Sus disparos fulgurantes le valieron el sobrenombre de cañoncito pum. Ni cañonazo ni siquiera pelotazo. Lo más espectacular pudo ser su potencia pero, a diferencia de un Roberto Carlos, por ejemplo, no tiraba a destrozar cuanto hallara a su paso sino a dejar el obstáculo indemne. El balón se colaba como enfilado en el tubo del cañón hasta hacer sentir que el espacio, aparentemente tupido, se hallaba perforado por una suerte de cilindro al que Puskas acoplaba la dirección del esférico.

Todo ello realizado sin la menor señal de esfuerzo o de exagerada aplicación. Soltaba la pierna y durante varias temporadas nadie consiguió soltarla igual.
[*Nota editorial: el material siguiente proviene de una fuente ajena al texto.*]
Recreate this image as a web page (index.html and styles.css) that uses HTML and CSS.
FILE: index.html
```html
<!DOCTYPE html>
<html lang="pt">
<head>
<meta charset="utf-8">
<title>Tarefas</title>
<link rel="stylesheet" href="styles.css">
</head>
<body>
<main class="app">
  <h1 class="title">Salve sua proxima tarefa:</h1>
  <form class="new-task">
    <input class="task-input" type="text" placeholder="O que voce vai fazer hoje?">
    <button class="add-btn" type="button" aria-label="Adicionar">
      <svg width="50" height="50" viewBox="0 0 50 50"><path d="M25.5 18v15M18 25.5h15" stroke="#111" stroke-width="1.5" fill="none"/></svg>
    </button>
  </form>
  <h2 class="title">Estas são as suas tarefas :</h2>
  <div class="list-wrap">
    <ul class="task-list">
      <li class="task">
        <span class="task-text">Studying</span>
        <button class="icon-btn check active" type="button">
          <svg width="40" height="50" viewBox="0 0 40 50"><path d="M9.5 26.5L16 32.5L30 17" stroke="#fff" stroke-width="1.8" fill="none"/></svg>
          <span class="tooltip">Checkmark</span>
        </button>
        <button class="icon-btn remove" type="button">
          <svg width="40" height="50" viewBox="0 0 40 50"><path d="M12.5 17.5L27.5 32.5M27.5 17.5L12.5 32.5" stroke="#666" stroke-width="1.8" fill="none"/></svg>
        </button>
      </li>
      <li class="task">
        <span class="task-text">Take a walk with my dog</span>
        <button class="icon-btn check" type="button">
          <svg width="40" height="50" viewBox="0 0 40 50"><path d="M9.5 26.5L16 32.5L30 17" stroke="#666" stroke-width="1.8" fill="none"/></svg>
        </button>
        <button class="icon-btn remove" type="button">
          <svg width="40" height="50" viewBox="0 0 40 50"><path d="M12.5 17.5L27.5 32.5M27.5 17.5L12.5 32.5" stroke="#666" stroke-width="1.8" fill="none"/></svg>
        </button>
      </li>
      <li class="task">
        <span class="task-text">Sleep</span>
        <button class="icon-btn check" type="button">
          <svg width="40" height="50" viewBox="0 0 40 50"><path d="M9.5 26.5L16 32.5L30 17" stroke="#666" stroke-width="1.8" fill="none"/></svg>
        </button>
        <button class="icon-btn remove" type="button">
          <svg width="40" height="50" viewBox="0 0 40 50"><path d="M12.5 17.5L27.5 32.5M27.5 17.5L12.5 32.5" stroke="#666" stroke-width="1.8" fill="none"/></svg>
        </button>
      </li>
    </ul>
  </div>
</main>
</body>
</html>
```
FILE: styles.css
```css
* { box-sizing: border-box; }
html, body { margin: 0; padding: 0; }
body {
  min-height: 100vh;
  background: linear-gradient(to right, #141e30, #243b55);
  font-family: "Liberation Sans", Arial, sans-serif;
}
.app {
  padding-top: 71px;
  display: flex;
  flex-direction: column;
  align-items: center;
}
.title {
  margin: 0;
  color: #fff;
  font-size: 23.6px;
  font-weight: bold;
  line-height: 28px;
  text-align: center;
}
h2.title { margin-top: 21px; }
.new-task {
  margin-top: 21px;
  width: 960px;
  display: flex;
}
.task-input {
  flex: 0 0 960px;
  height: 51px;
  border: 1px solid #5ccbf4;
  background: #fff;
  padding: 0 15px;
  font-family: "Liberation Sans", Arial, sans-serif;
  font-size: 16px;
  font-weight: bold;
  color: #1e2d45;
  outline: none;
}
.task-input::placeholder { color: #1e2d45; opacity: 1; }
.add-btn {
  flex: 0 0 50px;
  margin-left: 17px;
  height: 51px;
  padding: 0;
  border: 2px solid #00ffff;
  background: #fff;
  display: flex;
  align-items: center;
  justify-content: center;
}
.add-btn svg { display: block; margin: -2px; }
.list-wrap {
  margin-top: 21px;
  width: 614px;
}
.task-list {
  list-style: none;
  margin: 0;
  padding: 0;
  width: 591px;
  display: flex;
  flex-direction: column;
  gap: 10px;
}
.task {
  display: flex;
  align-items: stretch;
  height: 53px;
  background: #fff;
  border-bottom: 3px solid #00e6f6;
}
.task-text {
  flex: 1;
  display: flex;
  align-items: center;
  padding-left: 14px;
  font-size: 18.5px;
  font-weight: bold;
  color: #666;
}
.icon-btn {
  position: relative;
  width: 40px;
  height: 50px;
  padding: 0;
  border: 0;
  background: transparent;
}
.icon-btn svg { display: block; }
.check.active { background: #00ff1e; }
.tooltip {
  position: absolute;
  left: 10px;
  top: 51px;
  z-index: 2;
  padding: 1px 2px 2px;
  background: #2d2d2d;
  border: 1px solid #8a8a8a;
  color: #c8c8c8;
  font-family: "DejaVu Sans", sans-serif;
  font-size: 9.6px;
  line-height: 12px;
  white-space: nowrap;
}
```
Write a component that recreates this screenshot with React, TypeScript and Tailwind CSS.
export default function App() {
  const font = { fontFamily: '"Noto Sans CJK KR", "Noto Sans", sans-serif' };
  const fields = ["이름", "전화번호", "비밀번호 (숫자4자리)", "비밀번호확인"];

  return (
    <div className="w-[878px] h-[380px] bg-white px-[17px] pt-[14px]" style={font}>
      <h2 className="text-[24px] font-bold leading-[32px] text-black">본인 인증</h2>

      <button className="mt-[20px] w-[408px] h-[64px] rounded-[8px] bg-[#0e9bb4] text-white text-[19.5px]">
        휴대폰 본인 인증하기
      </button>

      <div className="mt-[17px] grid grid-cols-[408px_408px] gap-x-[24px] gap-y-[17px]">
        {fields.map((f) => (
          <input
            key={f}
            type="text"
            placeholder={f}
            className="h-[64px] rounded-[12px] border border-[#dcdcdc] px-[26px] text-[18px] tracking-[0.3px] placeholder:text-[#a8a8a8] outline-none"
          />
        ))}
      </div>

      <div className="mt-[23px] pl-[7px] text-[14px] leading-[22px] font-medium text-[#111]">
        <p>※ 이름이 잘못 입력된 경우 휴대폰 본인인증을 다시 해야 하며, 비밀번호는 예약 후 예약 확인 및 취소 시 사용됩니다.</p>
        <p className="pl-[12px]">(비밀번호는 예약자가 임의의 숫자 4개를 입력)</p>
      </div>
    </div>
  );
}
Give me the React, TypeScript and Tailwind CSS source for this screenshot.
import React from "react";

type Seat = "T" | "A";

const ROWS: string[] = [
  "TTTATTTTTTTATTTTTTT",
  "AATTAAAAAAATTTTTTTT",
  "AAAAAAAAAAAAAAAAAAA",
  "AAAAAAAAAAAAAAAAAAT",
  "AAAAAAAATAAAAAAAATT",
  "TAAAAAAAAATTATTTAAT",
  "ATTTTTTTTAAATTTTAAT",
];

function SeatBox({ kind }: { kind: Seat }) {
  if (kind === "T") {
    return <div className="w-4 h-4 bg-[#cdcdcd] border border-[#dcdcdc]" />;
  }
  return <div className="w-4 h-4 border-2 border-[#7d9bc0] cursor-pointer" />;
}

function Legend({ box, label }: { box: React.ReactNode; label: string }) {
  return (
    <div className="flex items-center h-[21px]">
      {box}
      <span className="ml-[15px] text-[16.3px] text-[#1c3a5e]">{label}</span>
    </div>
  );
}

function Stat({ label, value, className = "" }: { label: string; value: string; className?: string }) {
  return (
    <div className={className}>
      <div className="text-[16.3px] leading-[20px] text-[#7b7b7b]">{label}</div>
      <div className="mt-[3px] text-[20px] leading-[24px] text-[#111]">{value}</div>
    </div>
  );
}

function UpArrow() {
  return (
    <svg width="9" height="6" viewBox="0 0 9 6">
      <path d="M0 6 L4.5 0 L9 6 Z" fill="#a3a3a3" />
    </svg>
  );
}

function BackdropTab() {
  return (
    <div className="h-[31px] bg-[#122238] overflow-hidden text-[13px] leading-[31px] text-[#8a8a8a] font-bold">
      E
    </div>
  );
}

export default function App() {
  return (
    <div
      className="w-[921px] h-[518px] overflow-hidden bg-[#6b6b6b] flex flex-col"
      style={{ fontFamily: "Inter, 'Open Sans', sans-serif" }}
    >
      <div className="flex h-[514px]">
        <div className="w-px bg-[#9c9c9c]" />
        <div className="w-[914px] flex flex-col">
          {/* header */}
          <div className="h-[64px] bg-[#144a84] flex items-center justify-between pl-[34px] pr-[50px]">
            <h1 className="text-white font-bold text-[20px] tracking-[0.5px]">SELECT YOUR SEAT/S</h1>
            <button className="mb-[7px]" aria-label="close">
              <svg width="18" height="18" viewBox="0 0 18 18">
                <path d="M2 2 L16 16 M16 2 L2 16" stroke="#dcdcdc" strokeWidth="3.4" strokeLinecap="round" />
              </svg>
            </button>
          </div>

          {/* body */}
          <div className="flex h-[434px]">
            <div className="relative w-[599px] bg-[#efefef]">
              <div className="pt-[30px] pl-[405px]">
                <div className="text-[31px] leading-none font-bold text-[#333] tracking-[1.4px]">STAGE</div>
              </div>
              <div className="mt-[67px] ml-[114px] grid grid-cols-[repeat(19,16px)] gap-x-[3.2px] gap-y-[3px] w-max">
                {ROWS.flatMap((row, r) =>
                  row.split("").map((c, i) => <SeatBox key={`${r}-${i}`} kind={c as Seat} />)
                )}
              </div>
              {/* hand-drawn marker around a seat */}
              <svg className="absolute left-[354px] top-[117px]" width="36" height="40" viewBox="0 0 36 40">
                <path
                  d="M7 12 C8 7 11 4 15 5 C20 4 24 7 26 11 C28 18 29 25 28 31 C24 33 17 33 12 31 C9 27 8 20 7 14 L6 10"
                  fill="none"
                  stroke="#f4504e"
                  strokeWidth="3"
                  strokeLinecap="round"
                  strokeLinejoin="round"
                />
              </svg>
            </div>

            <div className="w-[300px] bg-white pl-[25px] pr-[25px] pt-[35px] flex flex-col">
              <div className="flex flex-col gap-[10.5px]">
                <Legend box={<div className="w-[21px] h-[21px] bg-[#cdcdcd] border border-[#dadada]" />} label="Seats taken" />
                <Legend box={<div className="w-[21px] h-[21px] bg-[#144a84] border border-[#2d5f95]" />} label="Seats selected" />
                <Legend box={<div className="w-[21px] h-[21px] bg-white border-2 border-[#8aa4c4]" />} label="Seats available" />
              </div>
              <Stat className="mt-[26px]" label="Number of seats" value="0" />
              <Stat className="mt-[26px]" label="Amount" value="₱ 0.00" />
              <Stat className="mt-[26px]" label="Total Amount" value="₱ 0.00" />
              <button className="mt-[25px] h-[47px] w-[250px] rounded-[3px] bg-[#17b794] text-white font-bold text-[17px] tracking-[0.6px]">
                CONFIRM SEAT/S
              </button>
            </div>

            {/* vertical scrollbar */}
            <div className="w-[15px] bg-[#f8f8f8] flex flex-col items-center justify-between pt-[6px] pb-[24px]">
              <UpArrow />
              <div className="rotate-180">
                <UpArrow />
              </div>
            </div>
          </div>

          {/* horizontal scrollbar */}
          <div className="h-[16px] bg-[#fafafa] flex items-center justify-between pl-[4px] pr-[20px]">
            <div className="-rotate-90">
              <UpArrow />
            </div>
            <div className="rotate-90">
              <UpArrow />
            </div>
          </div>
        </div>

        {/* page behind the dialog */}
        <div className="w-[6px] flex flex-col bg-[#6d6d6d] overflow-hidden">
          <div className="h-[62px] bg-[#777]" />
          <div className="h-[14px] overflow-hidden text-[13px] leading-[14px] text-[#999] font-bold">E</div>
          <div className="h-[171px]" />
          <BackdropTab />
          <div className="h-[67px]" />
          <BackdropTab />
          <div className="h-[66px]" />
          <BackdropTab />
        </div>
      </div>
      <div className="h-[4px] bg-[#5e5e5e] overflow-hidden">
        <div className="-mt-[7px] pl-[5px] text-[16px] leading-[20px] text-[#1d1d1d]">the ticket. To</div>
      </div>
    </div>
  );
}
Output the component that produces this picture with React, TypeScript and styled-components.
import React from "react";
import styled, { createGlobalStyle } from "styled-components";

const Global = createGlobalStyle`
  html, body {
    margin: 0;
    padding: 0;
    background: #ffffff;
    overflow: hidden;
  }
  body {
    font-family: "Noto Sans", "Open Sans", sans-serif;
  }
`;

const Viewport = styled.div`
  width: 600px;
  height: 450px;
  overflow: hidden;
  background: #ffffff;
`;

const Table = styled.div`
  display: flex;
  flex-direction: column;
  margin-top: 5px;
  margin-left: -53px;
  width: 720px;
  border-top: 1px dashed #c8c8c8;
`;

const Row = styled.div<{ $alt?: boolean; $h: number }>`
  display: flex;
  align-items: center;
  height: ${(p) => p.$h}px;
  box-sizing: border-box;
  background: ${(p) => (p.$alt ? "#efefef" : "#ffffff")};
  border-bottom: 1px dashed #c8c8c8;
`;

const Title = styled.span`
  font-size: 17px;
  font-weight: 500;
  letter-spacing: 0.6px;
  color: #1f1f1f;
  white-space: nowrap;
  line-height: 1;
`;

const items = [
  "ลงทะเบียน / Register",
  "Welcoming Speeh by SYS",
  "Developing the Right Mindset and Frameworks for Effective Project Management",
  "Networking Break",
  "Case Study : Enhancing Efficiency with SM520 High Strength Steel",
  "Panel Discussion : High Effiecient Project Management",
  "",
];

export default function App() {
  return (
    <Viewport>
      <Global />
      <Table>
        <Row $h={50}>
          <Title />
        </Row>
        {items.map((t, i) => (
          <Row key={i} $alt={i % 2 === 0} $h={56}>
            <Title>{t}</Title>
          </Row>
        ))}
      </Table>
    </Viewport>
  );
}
El tiempo ha mostrado, para demérito del modelo, que otros jugadores imitan a determinados maestros pero Puskas no pudo imitarse.

Goleaba a la manera de un artesano tradicional, un operario con oficio profundo porque aun siendo un milagro la factura de sus goles, cualquiera podía advertir que procedían de un aprendizaje autóctono y tradicional. Ningún maestro fue superior a él pero su maestría poseía la densidad de lo bien aprendido y madurado.

Su muerte alude a un deterioro cerebral pero qué otro destino podía esperarse de un conspicuo profesional que se gastaba en la descarga de cada disparo. De hecho la lenta y continua pérdida de su vigor mental se vio temporalmente correspondida por un injusto olvido oficial. Fue, en fin, tan fácil quererlo que su nombre ha permanecido tan intacto como si ahora mismo pudiera saltar al campo y recibir el gran clamor. Porque Puskas hace tiempo que pasó de ser un nombre de jugador para hacerse la denominación de un mito. Y hasta de un concepto.

Una pieza sin réplica en la historia del fútbol y una figura que, sin sustitución alguna, será el testimonio directo del fin de una época. El final incluso de una era tan eximia en la historia madridista que cualquiera de lo ocurrido posteriormente ha de mirar hacia arriba para recibir una cabal información sobre entrega, competencia y honor.